クリスチャン詩画作家の星野富弘(ほしの・とみひろ)さんが28日午後6時32分、呼吸不全のため死去した。78歳だった。星野さんの作品を展示している富弘美術館(群馬県みどり市)が30日、ホームページで発表した。
葬儀は親近者のみで執り行う。なお、葬儀の模様は、日本福音キリスト教会連合(JECA)前橋キリスト教会のユーチューブで、5月3日午前10時半からライブ配信される予定。また後日、関係者でお別れ会を開催するという。
星野さんは1946年、群馬県東村(現みどり市)生まれ。

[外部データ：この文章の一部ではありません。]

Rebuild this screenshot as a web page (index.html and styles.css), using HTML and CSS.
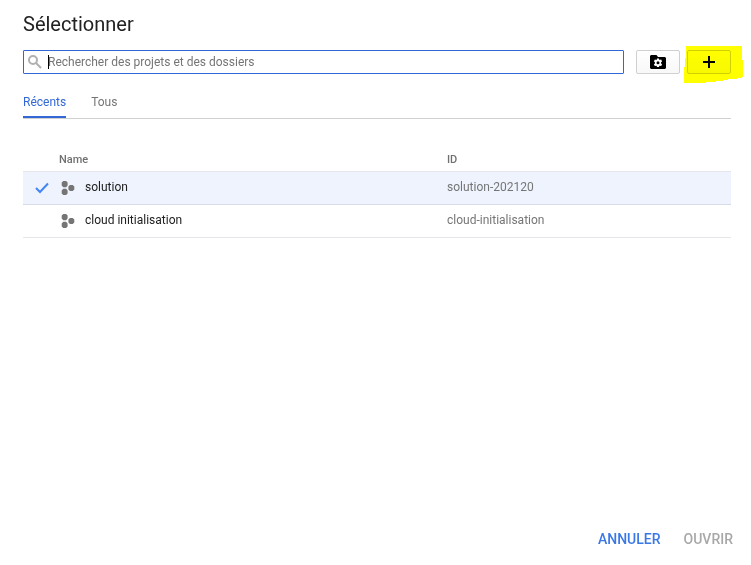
FILE: index.html
```html
<!DOCTYPE html>
<html lang="fr">
<head>
<meta charset="utf-8">
<title>Sélectionner</title>
<link rel="stylesheet" href="styles.css">
</head>
<body>
<svg class="defs" aria-hidden="true">
  <symbol id="project" viewBox="0 0 14 14">
    <path d="M2.300 0h2.800l1.500 1.500v3L5.100 6.200H2.300L.7 4.500v-3zM2.300 7.800h2.800l1.500 1.600v3L5.100 14H2.300L.7 12.400v-3zM9 4h2.700l1.600 1.600v2.800L11.700 10H9L7.400 8.400V5.600z"/>
  </symbol>
</svg>
<main class="dialog">
  <h1 class="title">Sélectionner</h1>
  <div class="toolbar">
    <div class="search">
      <svg class="search-icon" viewBox="0 0 14 14" aria-hidden="true"><circle cx="5" cy="5" r="4"/><path d="M8 8l5 5"/></svg>
      <span class="caret"></span>
      <input class="search-input" type="text" aria-label="Rechercher" placeholder="Rechercher des projets et des dossiers">
    </div>
    <div class="actions">
      <button class="tool" type="button" aria-label="Gérer les dossiers">
        <svg class="folder-icon" viewBox="0 0 16 14" aria-hidden="true">
          <path d="M1 0h5.500L8 2h7l1 1v10l-1 1H1l-1-1V1z"/>
          <path class="gear" fill-rule="evenodd" d="M7 3.500h2l.4 1.400 1.700-.4 1 1.700-1.100 1.200v.8l1.100 1.200-1 1.700-1.700-.4L9 12.100H7l-.4-1.400-1.700.4-1-1.700L5 8.200v-.8L3.900 6.200l1-1.700 1.700.4zM8 6.300a1.500 1.500 0 1 0 0 3A1.500 1.500 0 1 0 8 6.300z"/>
        </svg>
      </button>
      <div class="marked">
        <button class="tool" type="button" aria-label="Nouveau projet">
          <svg class="plus-icon" viewBox="0 0 12 12" aria-hidden="true"><path d="M5 0h2v5h5v2H7v5H5V7H0V5h5z"/></svg>
        </button>
        <svg class="highlight" viewBox="0 0 59 37" aria-hidden="true"><path d="M2 0h56v14h1v17h-1v1h-5v1h-9v1h-5v1h-7v1H22v1H0V21h1V12h1z"/></svg>
      </div>
    </div>
  </div>
  <nav class="tabs">
    <a class="tab active" href="#recents">Récents</a>
    <a class="tab" href="#tous">Tous</a>
  </nav>
  <table class="projects">
    <thead>
      <tr><th class="check"></th><th class="name">Name</th><th>ID</th></tr>
    </thead>
    <tbody>
      <tr class="selected">
        <td class="check"><svg class="check-icon" viewBox="0 0 14 12" aria-hidden="true"><path d="M1 6l4 4 8-8.500"/></svg></td>
        <td class="name"><span class="project"><svg class="project-icon" aria-hidden="true"><use href="#project"/></svg>solution</span></td>
        <td>solution-202120</td>
      </tr>
      <tr>
        <td class="check"></td>
        <td class="name"><span class="project"><svg class="project-icon" aria-hidden="true"><use href="#project"/></svg>cloud initialisation</span></td>
        <td>cloud-initialisation</td>
      </tr>
    </tbody>
  </table>
  <footer class="footer">
    <button class="text-button primary" type="button">ANNULER</button>
    <button class="text-button" type="button" disabled>OUVRIR</button>
  </footer>
</main>
</body>
</html>
```
FILE: styles.css
```css
* { box-sizing: border-box; }

body {
  margin: 0;
  background: #fff;
  color: #212121;
  font: 12px/16px Roboto, "Liberation Sans", sans-serif;
}

svg { display: block; flex: none; }
.defs { position: absolute; width: 0; height: 0; }

.dialog {
  display: flex;
  flex-direction: column;
  min-height: 100vh;
  padding: 12px 20px 16px 23px;
}

.title { margin: 0 0 14px; font-size: 20px; font-weight: 400; line-height: 24px; }

.toolbar { display: flex; gap: 12px; }

.search {
  display: flex;
  flex: 1;
  align-items: center;
  height: 24px;
  padding-left: 4px;
  border: 1px solid #3367d6;
  border-radius: 1px;
}
.search-icon { width: 14px; height: 14px; fill: none; stroke: #b0b0b0; stroke-width: 2; }
.caret { width: 1px; height: 14px; margin: 0 -1px 0 6px; background: #000; }
.search-input {
  flex: 1;
  min-width: 0;
  padding: 0;
  border: 0;
  outline: 0;
  background: none;
  color: #212121;
  font: inherit;
}
.search-input::placeholder { color: #757575; opacity: 1; }

.actions { display: flex; gap: 7px; }
.tool {
  display: flex;
  align-items: center;
  justify-content: center;
  width: 44px;
  height: 24px;
  padding: 0;
  border: 1px solid #d0d0d0;
  border-radius: 2px;
  background: linear-gradient(#fff, #f8f8f8);
  color: #000;
}
.folder-icon { width: 16px; height: 14px; }
.gear { fill: #fff; }
.plus-icon { width: 12px; height: 12px; }

.marked { position: relative; }
.highlight {
  position: absolute;
  top: -4px;
  left: -3px;
  width: 59px;
  height: 37px;
  fill: #ff0;
  mix-blend-mode: multiply;
  pointer-events: none;
}

.tabs { display: flex; gap: 25px; margin-top: 16px; border-bottom: 1px solid #d0d0d0; }
.tab {
  height: 28px;
  padding-top: 4px;
  color: #757575;
  text-decoration: none;
}
.tab.active { border-bottom: 2px solid #3367d6; color: #3367d6; }

.projects {
  width: 100%;
  margin-top: 28px;
  border-collapse: collapse;
  table-layout: fixed;
}
.projects th {
  height: 24px;
  padding: 2px 0 0;
  color: #707070;
  font-size: 11px;
  font-weight: 500;
  text-align: left;
}
.projects td {
  height: 33px;
  padding: 0 0 2px;
  border-top: 1px solid #e4e6ea;
  border-bottom: 1px solid #e4e6ea;
  color: #757575;
}
.projects .check { width: 36px; padding-left: 12px; }
.projects .name { width: 388px; }
.projects td.name { color: #212121; }
.projects .selected td { border-bottom-color: #d5dbe8; background: #eef3fd; }
.check-icon { width: 14px; height: 12px; margin-top: 2px; fill: none; stroke: #4285f4; stroke-width: 2; }
.project { display: flex; align-items: center; gap: 10px; padding-left: 2px; }
.project-icon { width: 14px; height: 14px; margin-top: 2px; fill: #757575; }

.footer { display: flex; justify-content: flex-end; gap: 23px; margin-top: auto; margin-right: -2px; }
.text-button {
  padding: 0;
  border: 0;
  background: none;
  color: #a8a8a8;
  font: 500 14px/20px Roboto, "Liberation Sans", sans-serif;
}
.text-button.primary { color: #3b78e7; }
```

群馬大学教育学部卒業後、中学校の体育教諭となる。70年、器械体操のクラブ活動指導中に頸髄(けいずい)を損傷。首から下の運動機能を失ってしまう。9年にわたる入院生活中に、口にくわえた筆で詩や絵を描くことを始め、74年には前橋キリスト教会の故舟喜拓生牧師から洗礼を受ける。

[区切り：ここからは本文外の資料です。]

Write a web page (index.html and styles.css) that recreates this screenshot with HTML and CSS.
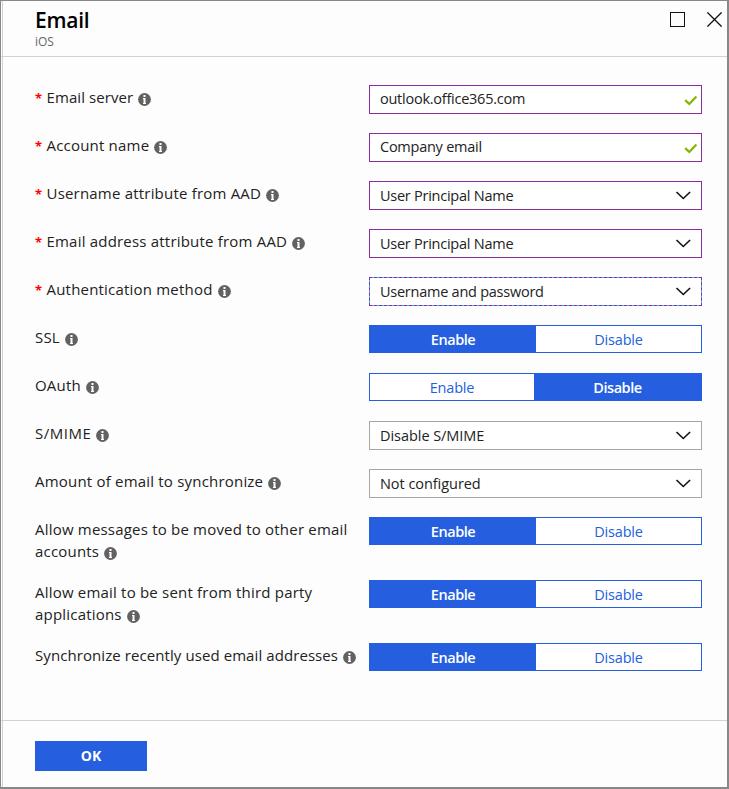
FILE: index.html
```html
<!DOCTYPE html>
<html lang="en">
<head>
<meta charset="utf-8">
<title>Email</title>
<link rel="stylesheet" href="styles.css">
</head>
<body>
<svg class="defs" aria-hidden="true">
  <symbol id="info" viewBox="0 0 13 13"><circle cx="6.5" cy="6.5" r="6.4" fill="#626262"/><path d="M5.500 2h2v2h-2zM5 5h2.500v5h.5v1H5v-1h.5V6H5z" fill="#fff"/></symbol>
  <symbol id="check" viewBox="0 0 14 11"><path d="M1.200 5.200 5.300 9 12.400 1.500" fill="none" stroke="#7fba00" stroke-width="2.300"/></symbol>
  <symbol id="chevron" viewBox="0 0 16 9"><path d="M1.500 1 8.300 7.500 15.100 1" fill="none" stroke="#111" stroke-width="1.600"/></symbol>
</svg>
<main class="blade">
  <header class="header">
    <div>
      <h1 class="title">Email</h1>
      <p class="subtitle">iOS</p>
    </div>
    <div class="window-actions">
      <svg width="15" height="15" viewBox="0 0 15 15"><rect x=".5" y=".5" width="14" height="14" fill="none" stroke="#111"/></svg>
      <svg width="15" height="15" viewBox="0 0 15 15"><path d="M.4.4 14.600 14.600M14.600.4.4 14.600" fill="none" stroke="#111" stroke-width="1.300"/></svg>
    </div>
  </header>
  <form class="form">
    <div class="row"><div class="label"><b class="req">*</b><span class="text snug">Email server</span><svg class="info"><use href="#info"/></svg></div><div class="field edited raised"><span>outlook.office365.com</span><svg class="check"><use href="#check"/></svg></div></div>
    <div class="row"><div class="label"><b class="req">*</b><span class="text">Account name</span><svg class="info"><use href="#info"/></svg></div><div class="field edited raised"><span>Company email</span><svg class="check"><use href="#check"/></svg></div></div>
    <div class="row"><div class="label"><b class="req">*</b><span class="text">Username attribute from AAD</span><svg class="info"><use href="#info"/></svg></div><div class="field edited"><span>User Principal Name</span><svg class="chevron"><use href="#chevron"/></svg></div></div>
    <div class="row"><div class="label"><b class="req">*</b><span class="text">Email address attribute from AAD</span><svg class="info"><use href="#info"/></svg></div><div class="field edited"><span>User Principal Name</span><svg class="chevron"><use href="#chevron"/></svg></div></div>
    <div class="row"><div class="label"><b class="req">*</b><span class="text">Authentication method</span><svg class="info"><use href="#info"/></svg></div><div class="field focused"><span>Username and password</span><svg class="chevron"><use href="#chevron"/></svg></div></div>
    <div class="row"><div class="label"><span class="text">SSL</span><svg class="info"><use href="#info"/></svg></div><div class="toggle"><span class="option on">Enable</span><span class="option">Disable</span></div></div>
    <div class="row"><div class="label"><span class="text">OAuth</span><svg class="info"><use href="#info"/></svg></div><div class="toggle second"><span class="option">Enable</span><span class="option on">Disable</span></div></div>
    <div class="row"><div class="label"><span class="text wide">S/MIME</span><svg class="info"><use href="#info"/></svg></div><div class="field"><span class="loose">Disable S/MIME</span><svg class="chevron"><use href="#chevron"/></svg></div></div>
    <div class="row"><div class="label"><span class="text">Amount of email to synchronize</span><svg class="info"><use href="#info"/></svg></div><div class="field"><span class="loose">Not configured</span><svg class="chevron"><use href="#chevron"/></svg></div></div>
    <div class="row"><div class="label"><span class="text">Allow messages to be moved to other email<br>accounts</span><svg class="info"><use href="#info"/></svg></div><div class="toggle"><span class="option on">Enable</span><span class="option">Disable</span></div></div>
    <div class="row"><div class="label"><span class="text">Allow email to be sent from third party<br>applications</span><svg class="info"><use href="#info"/></svg></div><div class="toggle"><span class="option on">Enable</span><span class="option">Disable</span></div></div>
    <div class="row"><div class="label"><span class="text snug">Synchronize recently used email addresses</span><svg class="info"><use href="#info"/></svg></div><div class="toggle"><span class="option on">Enable</span><span class="option">Disable</span></div></div>
  </form>
  <footer class="footer"><button class="ok" type="button">OK</button></footer>
</main>
</body>
</html>
```
FILE: styles.css
```css
* { box-sizing: border-box; }
body { margin: 0; font-family: "Open Sans", "Noto Sans", sans-serif; font-size: 14px; color: #222; }
.defs { display: none; }
.blade {
  width: 729px; height: 789px;
  display: flex; flex-direction: column;
  background: linear-gradient(90deg, #fdfdfd 1px, #d2d2d2 1px, #d2d2d2 2px, #fdfdfd 2px);
  border: solid #888; border-width: 1px 2px 2px 1px;
}
.header {
  height: 56px; flex: none;
  display: flex; justify-content: space-between;
  padding: 6px 5px 0 34px;
  border-bottom: 1px solid #d2d2d2;
}
.title { margin: 0; font-size: 21px; line-height: 27px; font-weight: 600; color: #000; letter-spacing: -.25px; }
.subtitle { margin: 0; font-size: 12px; line-height: 16px; color: #666; }
.window-actions { display: flex; gap: 22px; padding-top: 5px; }
.form { flex: 1; display: flex; flex-direction: column; gap: 17px; padding: 28px 0 0 34px; }
.row { display: grid; grid-template-columns: 334px 333px; min-height: 31px; align-items: start; }
.label { padding: 1px 0; line-height: 22px; white-space: nowrap; font-size: 15px; }
.text { letter-spacing: .2px; font-weight: 380; }
.snug { letter-spacing: .08px; }
.wide { letter-spacing: .5px; }
.req { display: inline-block; width: 11.500px; color: #f00; font-size: 13px; }
.info { width: 13px; height: 13px; margin-left: 5px; vertical-align: -3px; }
.field {
  height: 29px; border: 1px solid #a6a6a6; background: #fff;
  display: flex; align-items: center; justify-content: space-between;
  padding: 0 10px; font-weight: 380; font-size: 14.500px; letter-spacing: -.25px;
}
.loose { letter-spacing: -.05px; }
.edited { border-color: #8a2da5; }
.raised { padding: 0 3px 2px 10px; }
.focused { border: 1px solid #35b8f0; outline: 1px dashed #8a2da5; outline-offset: -1px; }
.check { width: 14px; height: 11px; margin-top: 3px; }
.chevron { width: 16px; height: 9px; }
.toggle { height: 28px; display: grid; grid-template-columns: 166px 1fr; border: 1px solid #255fe0; background: #fff; }
.toggle.second { grid-template-columns: 164px 1fr; }
.option { display: flex; align-items: center; justify-content: center; color: #255fe0; font-size: 14.500px; letter-spacing: -.2px; }
.option.on { background: #255fe0; color: #fff; font-weight: 600; letter-spacing: -.45px; }
.footer { height: 67px; flex: none; border-top: 1px solid #d2d2d2; padding: 20px 0 0 34px; }
.ok { width: 112px; height: 30px; border: 0; padding: 0 0 2px; background: #255fe0; color: #fff; font: 700 14px "Open Sans", sans-serif; }
```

退院後も故郷に戻って創作活動を続け、新聞や雑誌に詩画や随筆を連載。国内外で個展「花の詩画展」を開き、「花の詩画集」シリーズをはじめ多くの詩画集を出版した。2006年には群馬県の名誉県民に選ばれている。故郷のみどり市にある富弘美術館のほかに、熊本県芦北町には姉妹館として星野富弘美術館がある。
富弘美術館は、5月1日から弔問のための記帳所を館内に設置する。受付時間は開館時間中(午前9時~午後5時)で、記帳のみの場合は入館料不要。供花は辞退するとしている。

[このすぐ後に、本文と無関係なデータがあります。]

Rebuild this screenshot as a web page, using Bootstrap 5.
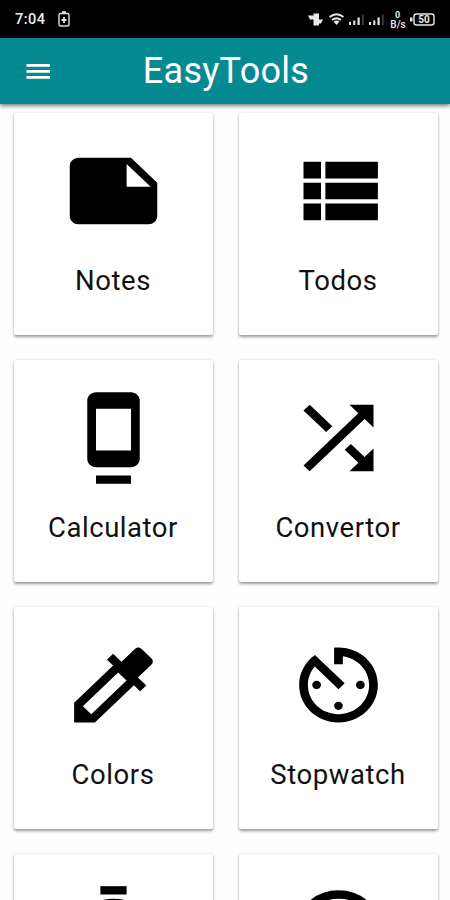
<!DOCTYPE html>
<html lang="en">
<head>
<meta charset="utf-8">
<meta name="viewport" content="width=device-width, initial-scale=1">
<title>EasyTools</title>
<link href="https://cdn.jsdelivr.net/npm/bootstrap@5.3.0/dist/css/bootstrap.min.css" rel="stylesheet">
<style>
body{font-family:Roboto,"Liberation Sans",sans-serif;background:#fefefe;color:#111}
.screen{width:450px;height:900px}
.statusbar{height:38px;padding:1px 15px 0 15px;color:#eee}
.clock{font-size:14.5px;font-weight:500;letter-spacing:.5px;width:43px;padding-top:1px}
.battery-saver{margin-bottom:1px}
.appbar{height:66px;background:#068a92;box-shadow:0 2px 4px rgba(0,0,0,.5);padding:0 25px}
.appbar h1{font-size:36px;letter-spacing:.3px;line-height:66px}
.menu-btn{width:26px}
.tools{display:grid;grid-template-columns:199px 199px;grid-auto-rows:222px;gap:25px 26px;padding:9px 12.5px 9px 13.5px}
.tool{border-radius:2px;box-shadow:0 1.5px 3px rgba(0,0,0,.4);padding-top:28px}
.tool .glyph{width:105px;height:100px;flex:none}
.tool span{font-size:27.5px;line-height:32px;margin-top:24px;letter-spacing:.55px}
</style>
</head>
<body>
<div class="screen overflow-hidden d-flex flex-column">
  <div class="statusbar bg-black d-flex align-items-center flex-shrink-0">
    <span class="clock">7:04</span>
    <svg class="battery-saver me-auto" width="12" height="16" viewBox="0 0 12 16" fill="none" stroke="#e0e0e0" stroke-width="1.400"><rect x="1" y="2.500" width="10" height="12.500" rx="1.500"/><path d="M4 1.200h4M6 6v6M3.500 9h5" stroke-width="1.800"/></svg>
    <svg width="128" height="20" viewBox="0 0 128 20" fill="#e8e8e8">
      <path d="M6.500 3.500h5.500v12h-5.500zM1 5.500h6v4H3zM11 9.500h5l-2 4h-3z"/>
      <g fill="none" stroke="#e8e8e8" stroke-width="1.800"><path d="M22.500 7q7-5.500 14 0M25 10q4.500-3.500 9 0"/></g><path d="M26.500 11.500q3-2 6 0l-3 3.500z"/>
      <path d="M42 12h2v3h-2zM46.300 10.500h2V15h-2zM50.500 7.500h2.200V15h-2.200zM62 12h2v3h-2zM66.300 10.500h2V15h-2zM70.500 7.500h2.200V15h-2.200z"/>
      <path fill="#444" d="M55 4.500h1.600V15H55zM75 4.500h1.600V15H75z"/>
      <text x="90.500" y="7.800" font-size="9" font-weight="700" text-anchor="middle">0</text>
      <text x="91" y="18" font-size="10" font-weight="500" text-anchor="middle">B/s</text>
      <path d="M103 7.500h2.500v4H103z"/><rect x="107" y="4" width="20" height="11" rx="2.500" fill="none" stroke="#e8e8e8" stroke-width="1.400"/>
      <text x="117" y="13.200" font-size="10" font-weight="700" text-anchor="middle">50</text>
    </svg>
  </div>

  <header class="appbar d-flex align-items-center position-relative flex-shrink-0">
    <svg class="menu-btn" height="18" viewBox="0 0 26 18" fill="#fff"><path d="M1.500 2h23.500v2.800H1.500zM1.500 8h23.500v2.800H1.500zM1.500 14h23.500v2.800H1.500z"/></svg>
    <h1 class="flex-grow-1 text-center text-white fw-normal mb-0 me-4">EasyTools</h1>
  </header>

  <main class="tools">
    <div class="tool bg-white d-flex flex-column align-items-center">
      <svg class="glyph" viewBox="0 0 24 24" preserveAspectRatio="none"><path d="M22 10l-6-6H4c-1.100 0-2 .9-2 2v12.010c0 1.100.9 1.990 2 1.990l16-.010c1.100 0 2-.890 2-1.990v-8zm-7-4.500l5.500 5.500H15V5.500z"/></svg>
      <span>Notes</span>
    </div>
    <div class="tool bg-white d-flex flex-column align-items-center">
      <svg class="glyph" viewBox="0 0 24 24" preserveAspectRatio="none"><path d="M4 14h4v-4H4v4zm0 5h4v-4H4v4zM4 9h4V5H4v4zm5 5h12v-4H9v4zm0 5h12v-4H9v4zM9 5v4h12V5H9z"/></svg>
      <span>Todos</span>
    </div>
    <div class="tool bg-white d-flex flex-column align-items-center">
      <svg class="glyph" viewBox="0 0 24 24" preserveAspectRatio="none"><path d="M8 23h8v-2H8v2zm8-21.990L8 1c-1.100 0-2 .9-2 2v14c0 1.100.9 2 2 2h8c1.100 0 2-.9 2-2V3c0-1.100-.9-1.990-2-1.990zM16 15H8V5h8v10z"/></svg>
      <span>Calculator</span>
    </div>
    <div class="tool bg-white d-flex flex-column align-items-center">
      <svg class="glyph" viewBox="0 0 24 24" preserveAspectRatio="none"><path d="M10.590 9.170L5.410 4 4 5.410l5.170 5.170 1.420-1.410zM14.500 4l2.040 2.040L4 18.590 5.410 20 17.960 7.460 20 9.500V4h-5.500zm.33 9.410l-1.410 1.410 3.130 3.130L14.500 20H20v-5.500l-2.040 2.040-3.130-3.130z"/></svg>
      <span>Convertor</span>
    </div>
    <div class="tool bg-white d-flex flex-column align-items-center">
      <svg class="glyph" viewBox="0 0 24 24" preserveAspectRatio="none"><path d="M20.710 5.630l-2.340-2.340c-.39-.39-1.020-.39-1.410 0l-3.120 3.120-1.930-1.910-1.410 1.410 1.420 1.420L3 16.250V21h4.750l8.920-8.920 1.420 1.420 1.410-1.410-1.920-1.920 3.120-3.120c.4-.4.4-1.030.01-1.420zM6.920 19L5 17.080l8.060-8.060 1.920 1.920L6.920 19z"/></svg>
      <span>Colors</span>
    </div>
    <div class="tool bg-white d-flex flex-column align-items-center">
      <svg class="glyph" viewBox="0 0 24 24" preserveAspectRatio="none"><path d="M11 17c0 .55.45 1 1 1s1-.45 1-1-.45-1-1-1-1 .45-1 1zm0-14v4h2V5.080c3.390.49 6 3.390 6 6.920 0 3.870-3.130 7-7 7s-7-3.130-7-7c0-1.680.59-3.220 1.580-4.420L12 13l1.410-1.410-6.800-6.800v.02C4.420 6.450 3 9.050 3 12c0 4.970 4.020 9 9 9 4.970 0 9-4.030 9-9s-4.030-9-9-9h-1zm7 9c0-.55-.45-1-1-1s-1 .45-1 1 .45 1 1 1 1-.45 1-1zM6 12c0 .55.45 1 1 1s1-.45 1-1-.45-1-1-1-1 .45-1 1z"/></svg>
      <span>Stopwatch</span>
    </div>
    <div class="tool bg-white d-flex flex-column align-items-center">
      <svg class="glyph" viewBox="0 0 24 24" preserveAspectRatio="none"><path d="M9 1h6v2H9z"/><circle cx="12" cy="13" r="8" fill="none" stroke="#000" stroke-width="2"/><path d="M11 8h2v6h-2z"/></svg>
    </div>
    <div class="tool bg-white d-flex flex-column align-items-center">
      <svg class="glyph" viewBox="0 0 24 24" preserveAspectRatio="none"><circle cx="12" cy="12" r="9" fill="none" stroke="#000" stroke-width="2"/><path d="M11 7h1.500v5.250l4.500 2.670-.75 1.230L11 13z"/></svg>
    </div>
  </main>
</div>
<script src="https://cdn.jsdelivr.net/npm/bootstrap@5.3.0/dist/js/bootstrap.bundle.min.js"></script>
</body>
</html>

富弘美術館はスタッフ一同によるコメントも掲載。「当館は2021年で来館者数が700万人を超えました。口に筆をくわえて詩画を描き始めてから現在まで、どれほどの人が富弘さんに生きる力を頂いたのかが、この数字からも分かります。何より、美術館で働くスタッフ一人一人が、富弘さんの優しい人柄や作品に助けられてきました。これからも富弘さんの作品に出会える場所として、美術館は皆様をお待ちしております」としている。